More than anything, the economic growth rate reflects the state of the private investment market. From 2009 to 2019, private investment growth rates never exceeded 10% and even dipped into the red in 2013, 2014, and 2017, years that saw Morocco rise in the DBI ranking. Despite supposed improvements in the business climate, the private investment market lacked the dynamism to match the report’s plaudits.

In sum, the World Bank’s report on Morocco’s achievements doesn’t match up with the country’s actual economic performance. Such a discrepancy calls into question the credibility of the data adopted by the report. Morocco suffers from structural factors that impede investment, including corruption and low levels of governance, economic freedom, and property rights protection.

After the World Bank discontinued the "Doing Business Report" in September 2021, discussion about the business climate disappeared almost completely in Morocco, and the National Committee for the Business Environment seems to have stopped carrying out its work — the last post on its Facebook page was published on March 2, 2021. This all but confirms that the Moroccan government was more interested in quick legislative fixes that boosted the country’s DBI ranking (and thereby improved its image abroad) than in fundamentally reforming the economy. In recent years, Moroccan officials have not hidden their displeasure over international reports’ statements about their country.

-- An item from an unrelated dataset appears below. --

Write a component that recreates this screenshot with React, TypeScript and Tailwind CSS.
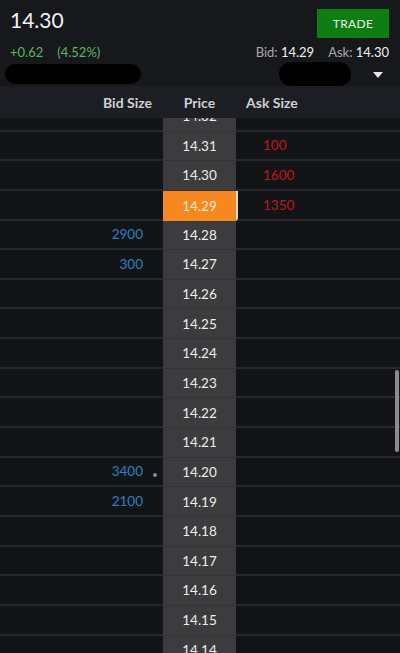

Morocco’s strategy, however, only targeted the DBI’s metrics, while ignoring the metrics assessed by freedom of business rankings from the Canadian Fraser Institute, the Heritage Foundation, and the World Economic Forum (in its "Global Competitiveness Report"). All of these reports, by highlighting weak property rights, high taxes, and restricted investment freedom, painted a less than rosy picture of doing business in Morocco.

Last month, the Heritage Foundation report downgraded Morocco’s rankings for the fifth consecutive year. From 2017 to 2022, the Heritage Foundation lowered its grades for Morocco in several key economic freedoms: “investment” (from 70.0 points out of 100 to 65.0), “business” (from 67.7 to 64.8), and “trade” (from 84.0 to 68.4).

The dysfunction of the Moroccan judicial system is among the most important obstacles to private investment. The effectiveness of the judicial system, according to the Heritage Foundation, declined from 41.9 to 32.7 points between 2017 and 2022. At the 2019 International Conference on Justice in Marrakesh, King Mohammed VI stated, “Providing an appropriate climate for investment requires not only updating legislation but also providing legal and economic guarantees that ensure confidence in the judicial system and provide full security for investors.”

In fact, Morocco’s own reports attest to the fraught business environment. A report by the Economic, Social, and Environmental Council, which is a government institution, revealed that 60.65% of respondents consider doing business in Morocco “very difficult,” while a mere 2.58% said that it is “very easy.” Even in the region of Casablanca-Settat, the capital of business and finance in Morocco, 60% said that doing business is “very difficult.”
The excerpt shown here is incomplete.